24 November 2006

Palaeography

"The MSt in English Literature is a very intense course." They say this a lot.

This week, I had my first assessed assignment (yes, I've been back in school for the past 7 weeks). It was for my palaeography course--i.e., early modern handwriting. We look at manuscripts (well, photocopies of manuscripts but we've got access to the manuscript holdings in the Duke Humphries library of the Bodleian so we could branch out if we choose) written in the 17th century, mostly in secretary hand.

It gives me a bit of a headache because the writing's cramped and difficult but it's weirdly satisfying. You know how when you work out a math problem and you just get this perfect, gorgeous number at the end and you feel like somehow the Universe works? It feels like that when you stare and stare at these squiggles on the page and then they suddenly resolve themselves into words.

We had two passages to transcribe.

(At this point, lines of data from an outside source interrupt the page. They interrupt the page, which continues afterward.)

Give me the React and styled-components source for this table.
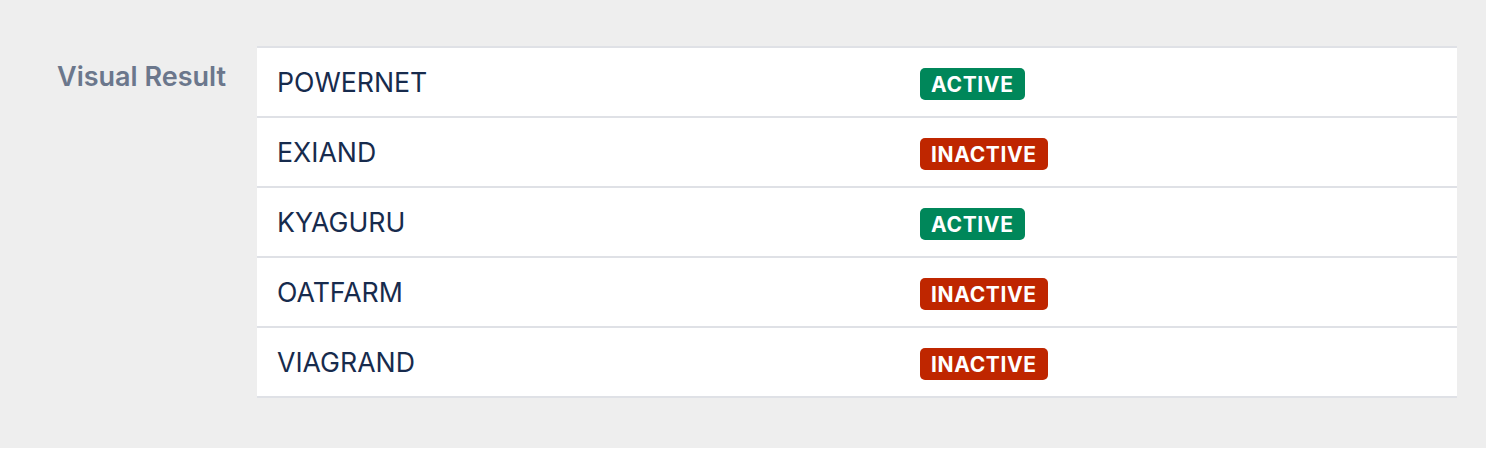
import React from "react";
import styled, { createGlobalStyle } from "styled-components";

const Global = createGlobalStyle`
  html, body { margin: 0; padding: 0; background: #ffffff; }
  body { font-family: Inter, "Noto Sans", "Liberation Sans", sans-serif; -webkit-font-smoothing: antialiased; }
`;

const Page = styled.div`
  display: flex;
  align-items: flex-start;
  height: 448px;
  box-sizing: border-box;
  padding: 46px 29px 0 57px;
  background: #eeeeee;
`;

const Label = styled.div`
  width: 200px;
  flex: none;
  padding-top: 15px;
  font-size: 27px;
  line-height: 32px;
  font-weight: 600;
  color: #6b778c;
`;

const Table = styled.div`
  flex: 1;
  background: #ffffff;
  border-bottom: 2px solid #dfe1e6;
`;

const Row = styled.div`
  display: grid;
  grid-template-columns: 663px 1fr;
  align-items: center;
  height: 68px;
  border-top: 2px solid #dfe1e6;
`;

const Name = styled.div`
  padding-left: 20px;
  font-size: 26.7px;
  color: #172b4d;
  font-weight: 400;
`;

const Badge = styled.span`
  justify-self: start;
  display: inline-flex;
  align-items: center;
  height: 32px;
  margin-top: 4px;
  padding: 0 11px;
  border-radius: 5px;
  font-size: 21px;
  font-weight: 700;
  letter-spacing: 0.65px;
  color: #ffffff;
  background: ${(p) => (p.$active ? "#00875a" : "#bf2600")};
`;

const rows = [
  ["POWERNET", true],
  ["EXIAND", false],
  ["KYAGURU", true],
  ["OATFARM", false],
  ["VIAGRAND", false],
];

export default function App() {
  return (
    <>
      <Global />
      <Page>
        <Label>Visual Result</Label>
        <Table>
          {rows.map(([name, active]) => (
            <Row key={name}>
              <Name>{name}</Name>
              <Badge $active={active}>{active ? "ACTIVE" : "INACTIVE"}</Badge>
            </Row>
          ))}
        </Table>
      </Page>
    </>
  );
}
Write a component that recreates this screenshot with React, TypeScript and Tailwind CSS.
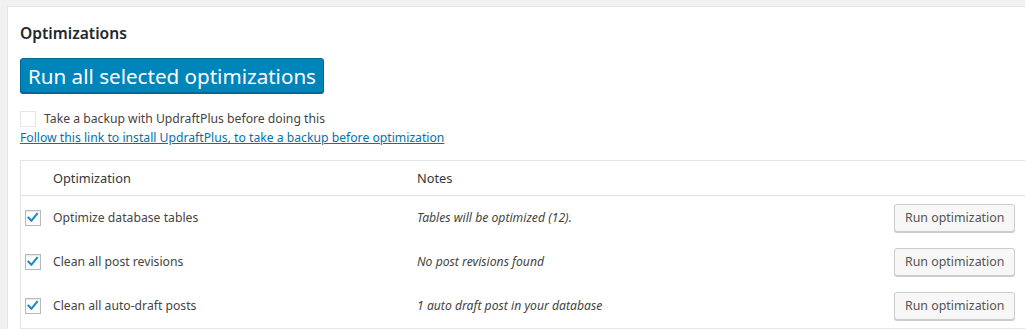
import React from "react";

const font = { fontFamily: '"Noto Sans", "Open Sans", sans-serif' };

function Check({ checked }: { checked: boolean }) {
  return (
    <span className="flex h-4 w-4 items-center justify-center border border-[#b4b9be] bg-white shadow-[inset_0_1px_2px_rgba(0,0,0,0.1)]">
      {checked && (
        <svg viewBox="0 0 16 16" className="h-[14px] w-[14px]">
          <path d="M2.8 7.6 L6.2 11 L12.6 3.4" fill="none" stroke="#1e8cbe" strokeWidth="2.4" strokeLinecap="square" />
        </svg>
      )}
    </span>
  );
}

const rows = [
  { name: "Optimize database tables", note: "Tables will be optimized (12)." },
  { name: "Clean all post revisions", note: "No post revisions found" },
  { name: "Clean all auto-draft posts", note: "1 auto draft post in your database" },
];

export default function App() {
  return (
    <div className="h-[329px] w-[1025px] overflow-hidden bg-[#f1f1f1] pl-[7px] pt-[6px] text-[12.2px] text-[#444]" style={font}>
      <div className="h-[400px] w-[1100px] border border-[#e5e5e5] bg-white pl-[12px] pt-[14px]">
        <h3 className="text-[15.6px] font-semibold leading-[24px] text-[#23282d]">Optimizations</h3>
        <button className="mt-[13px] h-[35px] rounded-[3px] border border-[#006799] bg-[#0085ba] px-[7px] text-[20.6px] leading-[30px] text-white shadow-[0_1px_0_#006799]">
          Run all selected optimizations
        </button>
        <div className="mt-[17px] flex items-center gap-[8px]">
          <span className="h-4 w-4 border border-[#e6e6e6] bg-white" />
          <span>Take a backup with UpdraftPlus before doing this</span>
        </div>
        <a className="block leading-[19px] text-[#0073aa] underline">
          Follow this link to install UpdraftPlus, to take a backup before optimization
        </a>
        <div className="mt-[13px] border border-[#e5e5e5]">
          <div className="flex h-[35px] items-center border-b border-[#e1e1e1] text-[12.8px] text-[#32373c]">
            <span className="w-[396px] pl-[32px]">Optimization</span>
            <span>Notes</span>
          </div>
          {rows.map((r) => (
            <div key={r.name} className="flex h-[44px] items-center">
              <span className="w-[32px] pl-[4px]">
                <Check checked />
              </span>
              <span className="w-[364px]">{r.name}</span>
              <span className="w-[477px] italic">{r.note}</span>
              <button className="h-[28px] rounded-[3px] border border-[#ccc] bg-[#f7f7f7] px-[10px] text-[12.4px] text-[#555] shadow-[0_1px_0_#ccc]">
                Run optimization
              </button>
            </div>
          ))}
        </div>
      </div>
    </div>
  );
}
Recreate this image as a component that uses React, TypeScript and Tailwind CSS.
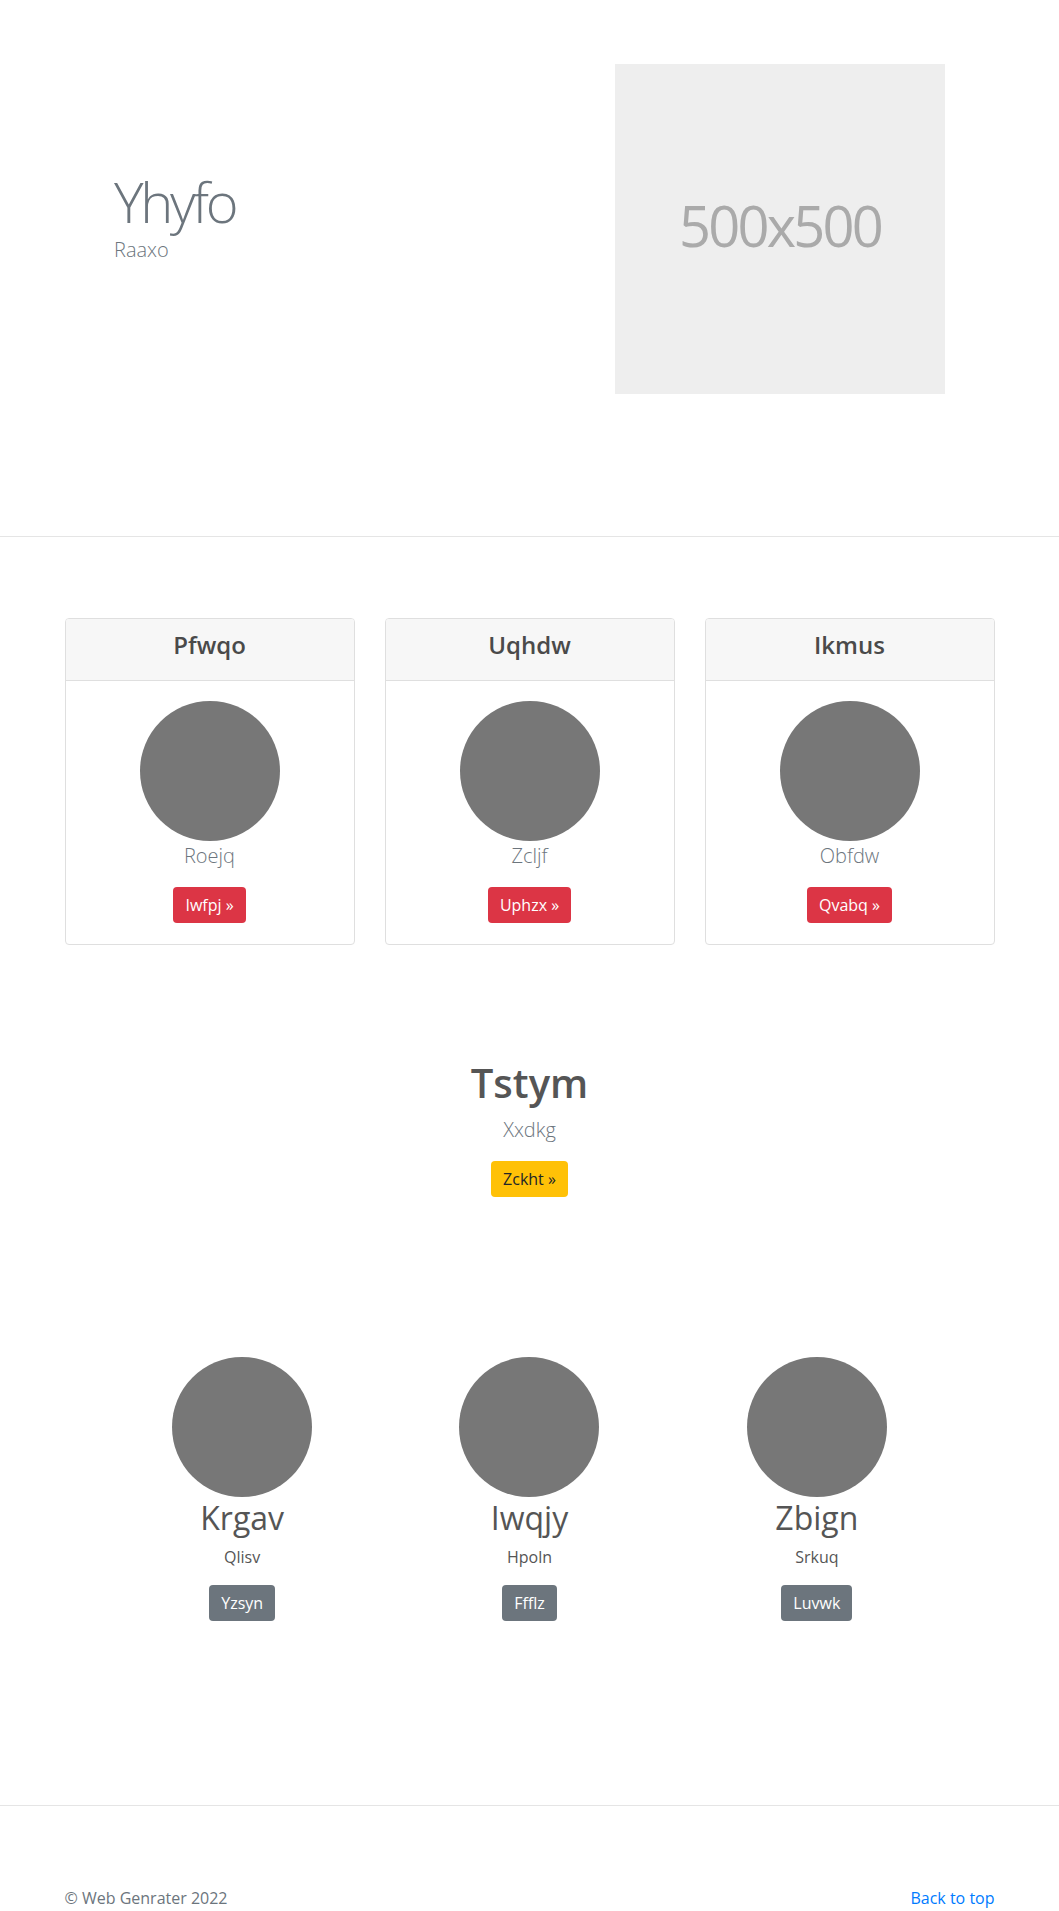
import React from "react";

const cards = [
  { title: "Pfwqo", sub: "Roejq", btn: "Iwfpj" },
  { title: "Uqhdw", sub: "Zcljf", btn: "Uphzx" },
  { title: "Ikmus", sub: "Obfdw", btn: "Qvabq" },
];

const people = [
  { name: "Krgav", sub: "Qlisv", btn: "Yzsyn" },
  { name: "Iwqjy", sub: "Hpoln", btn: "Ffflz" },
  { name: "Zbign", sub: "Srkuq", btn: "Luvwk" },
];

export default function App() {
  return (
    <div className="bg-white font-['Open_Sans','Noto_Sans',sans-serif] text-[#212529] min-h-[1911px]">
      {/* Hero */}
      <section className="border-b border-[#e5e5e5] pt-[64px] pb-[142px]">
        <div className="mx-auto flex w-[831px] items-start justify-between">
          <div className="mt-[104px]">
            <h1 className="text-[56px] font-light leading-[1.2] tracking-[-0.06em] text-[#6c757d]">Yhyfo</h1>
            <p className="text-[20px] font-light leading-[30px] text-[#6c757d]">Raaxo</p>
          </div>
          <div className="flex h-[330px] w-[330px] items-center justify-center bg-[#eeeeee] pb-[8px] text-[56px] tracking-[-0.05em] text-[#aaaaaa]">
            500x500
          </div>
        </div>
      </section>

      {/* Cards */}
      <section className="pt-[81px]">
        <div className="mx-auto grid w-[930px] grid-cols-3 gap-[30px]">
          {cards.map((c) => (
            <div key={c.title} className="overflow-hidden rounded-[4px] border border-[#dfdfdf] bg-white">
              <div className="border-b border-[#dfdfdf] bg-[#f7f7f7] px-5 pt-3 pb-3 text-center">
                <h4 className="mb-2 text-[24px] font-semibold leading-[1.2] text-[#4a4a4a]">{c.title}</h4>
              </div>
              <div className="px-5 pt-5 pb-[21px] text-center">
                <div className="mx-auto h-[140px] w-[140px] rounded-full bg-[#777777]" />
                <p className="mb-4 text-[20px] font-light leading-[30px] text-[#6c757d]">{c.sub}</p>
                <span className="inline-block rounded-[4px] bg-[#dc3545] px-3 py-[6px] text-[16px] leading-6 text-white">
                  {c.btn} »
                </span>
              </div>
            </div>
          ))}
        </div>
      </section>

      {/* Centered call */}
      <section className="pt-[114px] text-center">
        <h1 className="mb-2 text-[40px] font-semibold leading-[1.2] text-[#555555]">Tstym</h1>
        <p className="mb-4 text-[20px] font-light leading-[30px] text-[#6c757d]">Xxdkg</p>
        <span className="inline-block rounded-[4px] bg-[#ffc107] px-3 py-[6px] text-[16px] leading-6 text-[#212529]">
          Zckht »
        </span>
      </section>

      {/* People */}
      <section className="border-b border-[#e5e5e5] pt-[160px] pb-[184px]">
        <div className="mx-auto grid w-[862px] grid-cols-3">
          {people.map((p) => (
            <div key={p.name} className="flex flex-col items-center text-center">
              <div className="h-[140px] w-[140px] rounded-full bg-[#777777]" />
              <h2 className="mt-[2px] mb-2 text-[32px] font-normal leading-[1.2] text-[#555555]">{p.name}</h2>
              <p className="mb-4 text-[16px] leading-6 text-[#555555]">{p.sub}</p>
              <span className="inline-block rounded-[4px] bg-[#6c757d] px-3 py-[6px] text-[16px] leading-6 text-white">
                {p.btn}
              </span>
            </div>
          ))}
        </div>
      </section>

      {/* Footer */}
      <footer className="pt-[80px] pb-[24px]">
        <div className="mx-auto flex w-[930px] items-center justify-between text-[16px] leading-6">
          <p className="text-[#6c757d]">© Web Genrater 2022</p>
          <a className="text-[#007bff]" href="#">Back to top</a>
        </div>
      </footer>
    </div>
  );
}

One was pretty straightforward. The other one was...difficult. But this is essentially a pass-fail thing, so I think this won't be the end of my career in English Literature. It's still too early in the game for that.

3 comments:

Lynne with an e said...

Well, being able to read C17th squiggles should more than make up for your 3-D art reading deficit.

klc said...

The typography is so beautiful...

klc said...

Typography! Listen to me! That wasn't done with a printing press!!!